- Sonata for violin & piano No. 3 in E minor ("Epic"), Op. 57
- Nocturnes (3) for violin & piano, Op. 16
- Fairy Tales (Skazki) (2) for piano, Op. 20: No. 1, in B flat minor
With the exception of a piano quintet, the only chamber music that Medtner composed was for violin and piano. Most of his compositional energy was spent on solo piano works and songs. He didn't write much for it, but the violin and piano were an ideal combination for him. He could write lyrical melodies for the violin, but also use it as a new texture to contrast the piano in his polyphonic writing. The three "Nocturnes, Op. 16," represent this best. They are mainly songlike and poetic, yet are more active than a nocturne is usually expected to be, almost narrative in a way. Each is overcast by pessimism or regret, with the last one showing a little hopefulness as well. The "Sonata No. 3" and Heifetz's arrangement of one of the piano Fairy Tales are even more narrative, firmly rooted in the Romantic ideal, although the sonata is highly structured. The way Medtner can manipulate motives so intricately and yet create moods that could be almost as complex and tell a good story is the key to his style. There was plenty of personal history behind the sonata, reflected in sounds of Russian folk tunes and Orthodox chants. Violinist Laurence Kayaleh, who has a warm, rich tone in every register, and pianist Paul Stewart work toward an equilibrium between the formal structural elements and the Romantic feelings so that both are evident, but neither overwhelms the other. On the other hand, Kayaleh could have even brought more fire to the very end of the sonata nicknamed "Epic" because she is in danger of being overshadowed by Stewart's energy.

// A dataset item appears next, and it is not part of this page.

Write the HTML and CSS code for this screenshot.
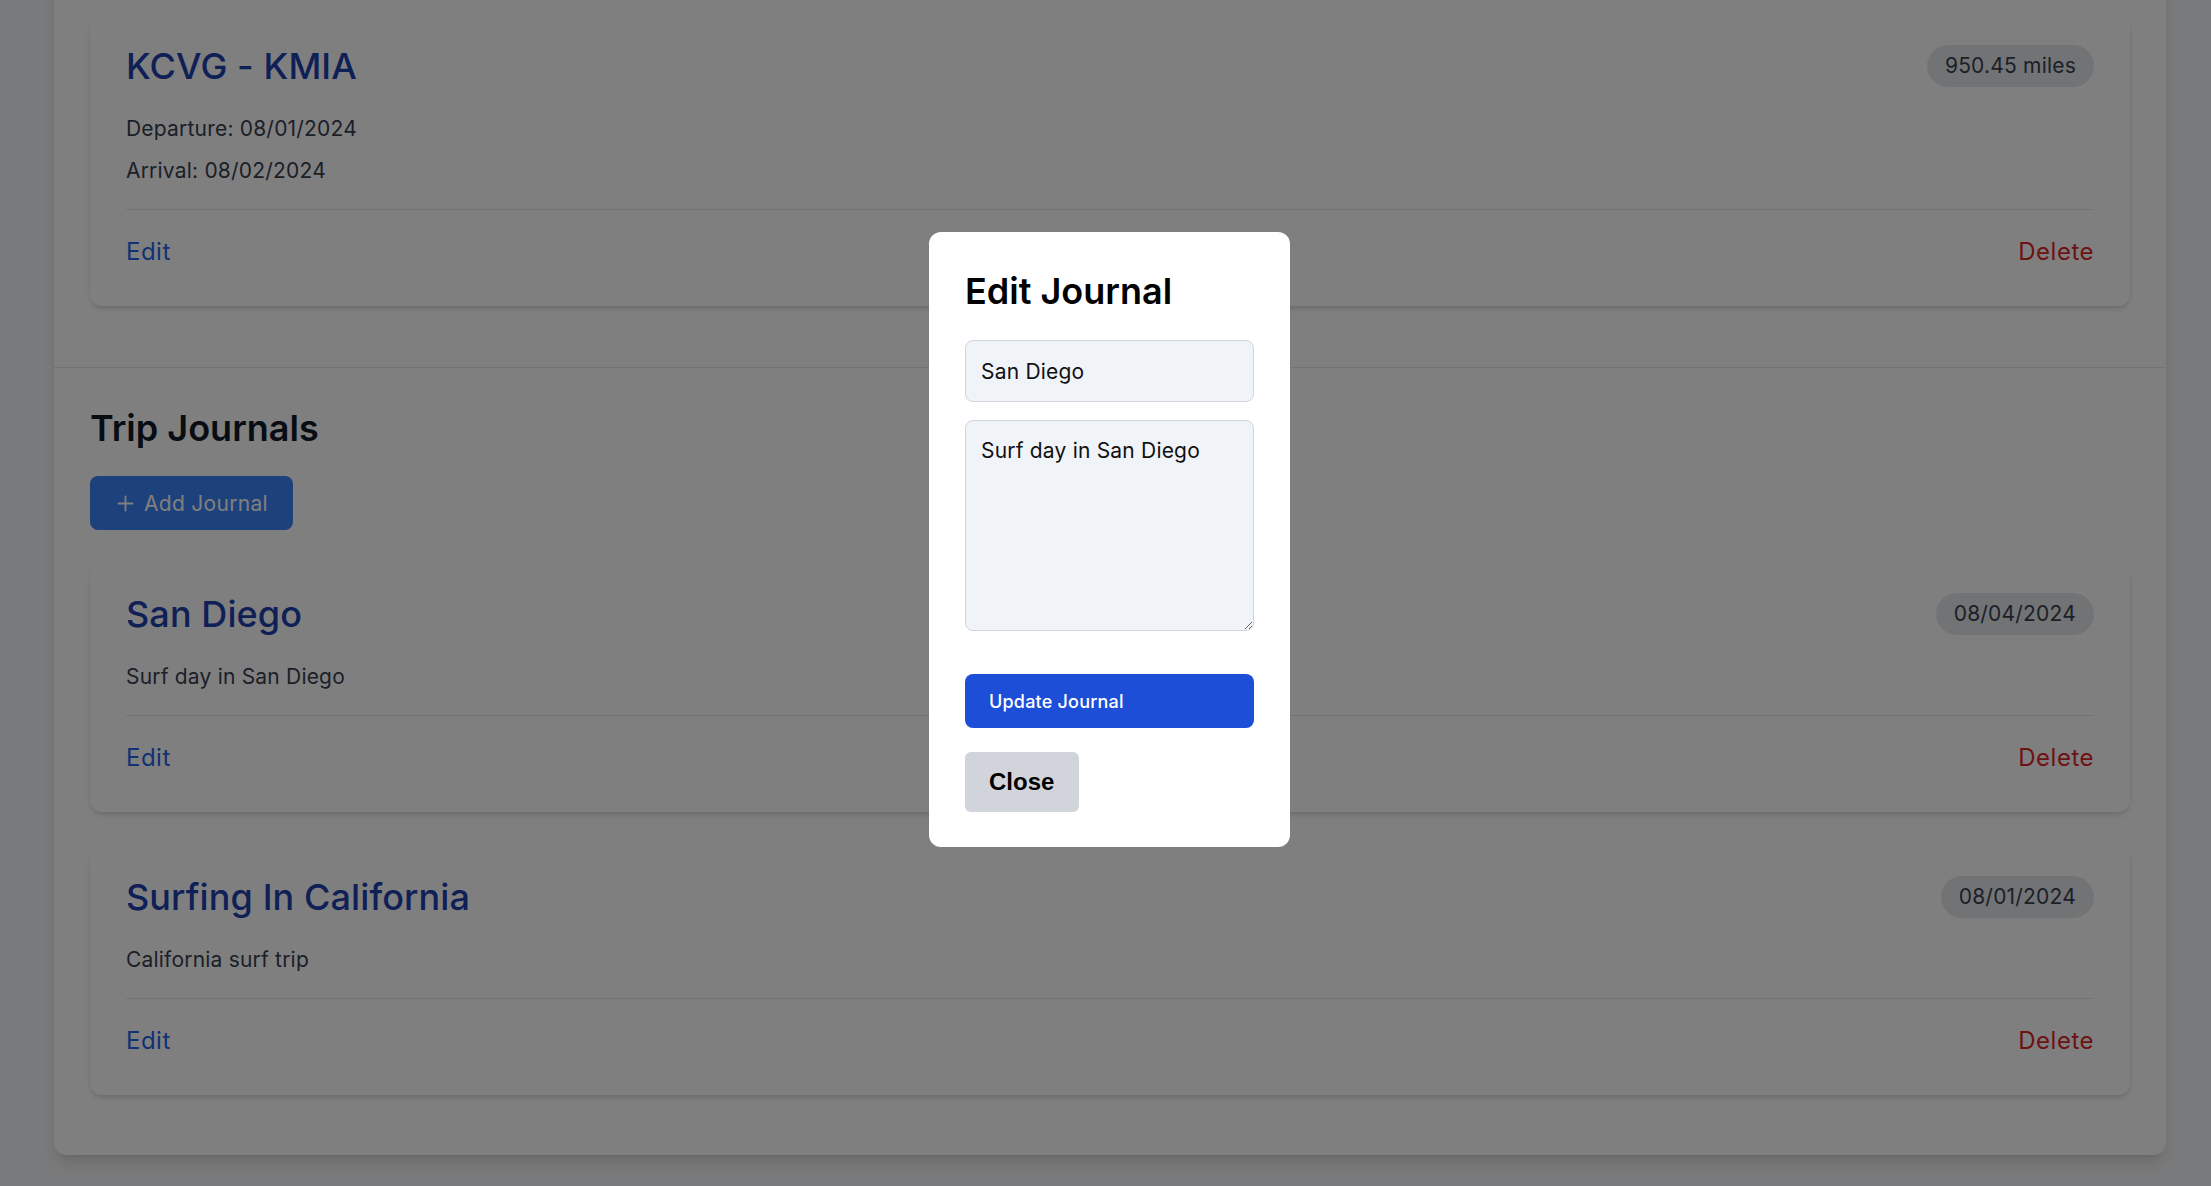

It's partly because the two performers recognize that this music is closer to true duets between the instruments than just a piano accompanying the violin and partly because the recording's sound is so well balanced between the violin and piano that there is the impression of poise throughout. The sound, although not ringing through a vast hall, could be more welcoming and intimate to increase the emotional impact of their playing, especially in the "Nocturnes." Regardless, for fans of Medtner this is a welcome addition to the small collection of recordings of his chamber music.